American Medical Biographies/Parrish, Joseph (1818–1891)
Parrish, Joseph (1818–1891)
Joseph Parrish was born November 11, 1818, the son of Dr. Joseph Parrish (q. v.) and Susanna Coxe. He entered the College Department of the University of Pennsylvania, but left at the end of the freshman year and entered the Medical Department, and graduated in 1844. He began to practise in Burlington, New Jersey, but returned to his native city in 1855, and the following year took the chair of obstetrics in the Philadelphia Medical College. Resigning soon after, he went abroad until 1857, when he returned and was made superintendent of the Pennsylvania School for Feeble Minded Children at Media. At the opening of the Civil War he was connected with the U. S. Sanitary Commission, and visited hospitals and camps in the interest of supplies and hospital stores. He was also active in organizing auxiliary associations in various states. After the war he established the Maryland Sanitarium for Inebriates, near Baltimore, which he conducted for seven years. In 1875 he went back to Burlington and conducted a home for nervous patients. The energies of Dr. Parrish's life were largely devoted to the treatment and care of inebriates.

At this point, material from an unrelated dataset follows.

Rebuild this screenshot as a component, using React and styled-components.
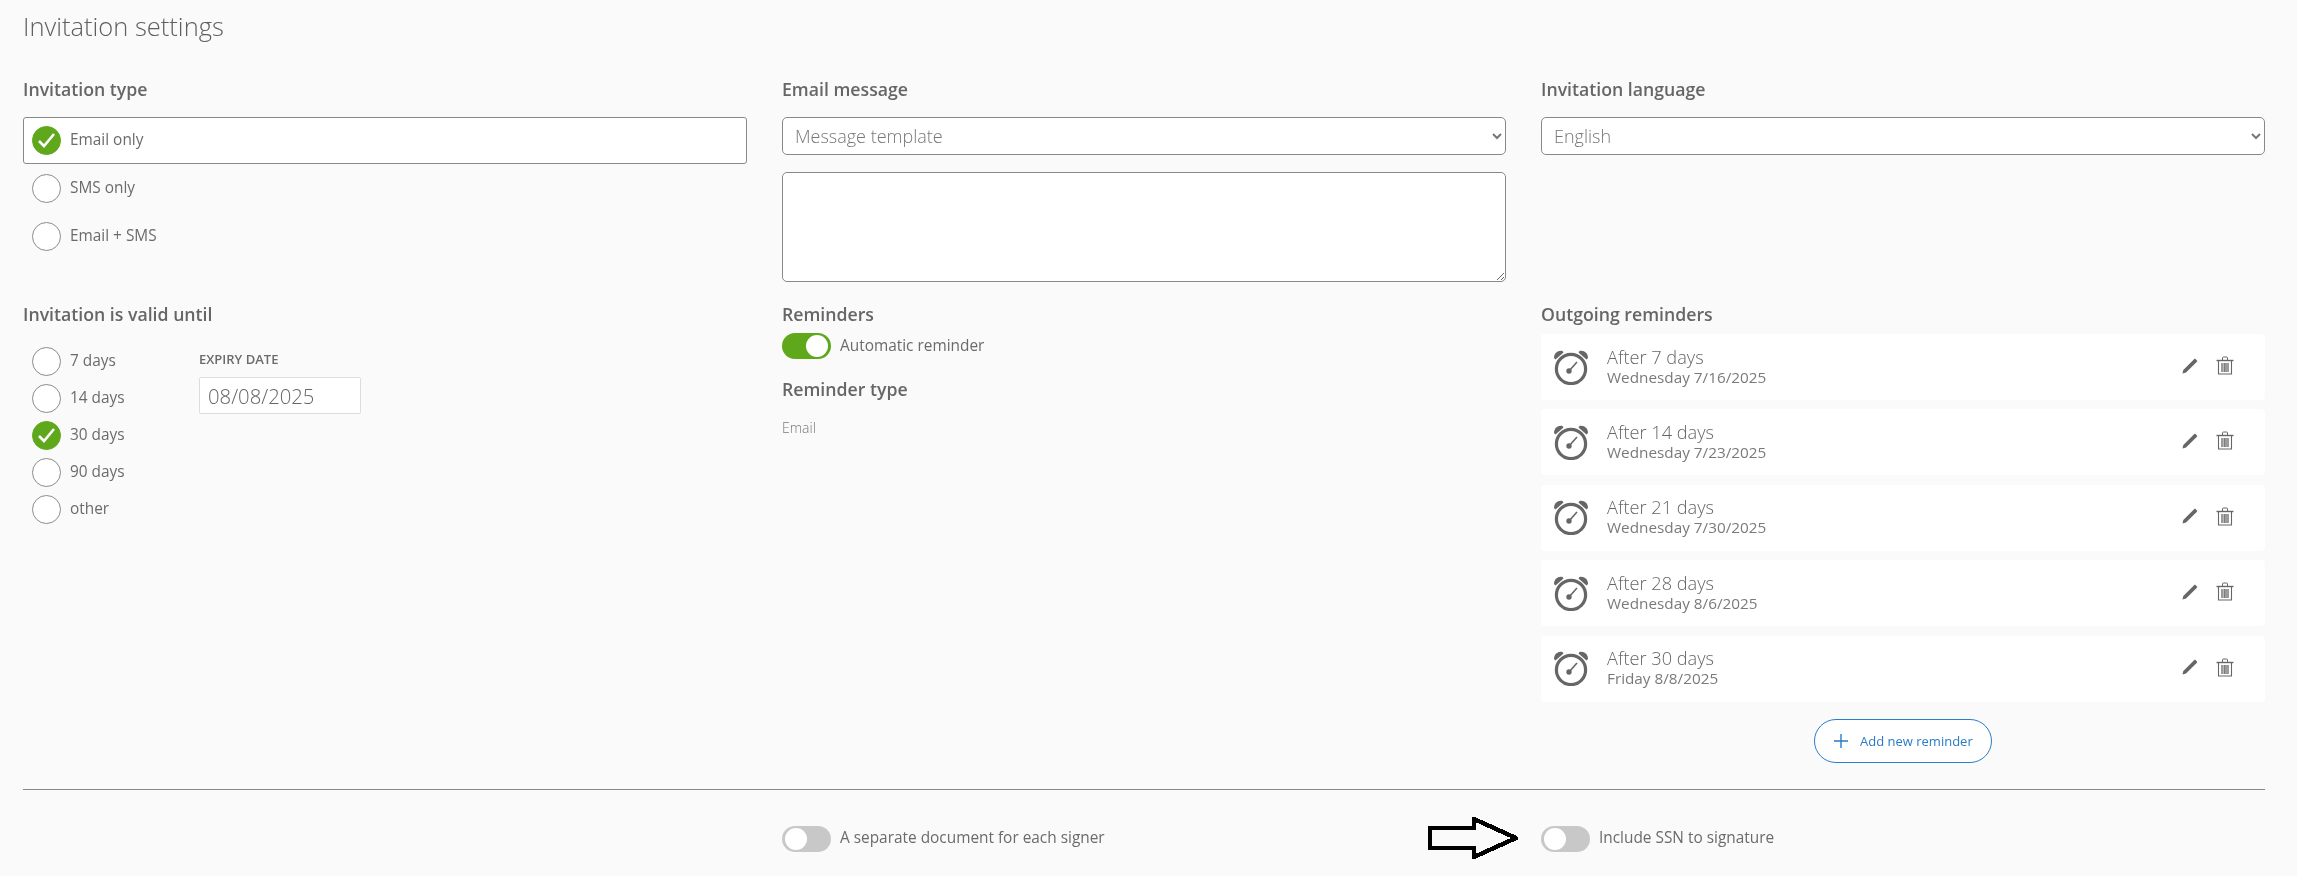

He was instrumental in founding the American Association for the Cure of Inebriates, and was its president for many years. He was vice-president of the International Congress on Inebriety in England in 1882, and was a member of many home and foreign societies. He wrote a number of papers on this subject. In 1848 he established the New Jersey Medical and Surgical Reporter, the forerunner of the Medical and Surgical Reporter of Philadelphia. During the war he edited the Sanitary Commission Bulletin.
His wife was Lydia, the daughter of Caleb Gaskill of Burlington. He died January 15, 1891.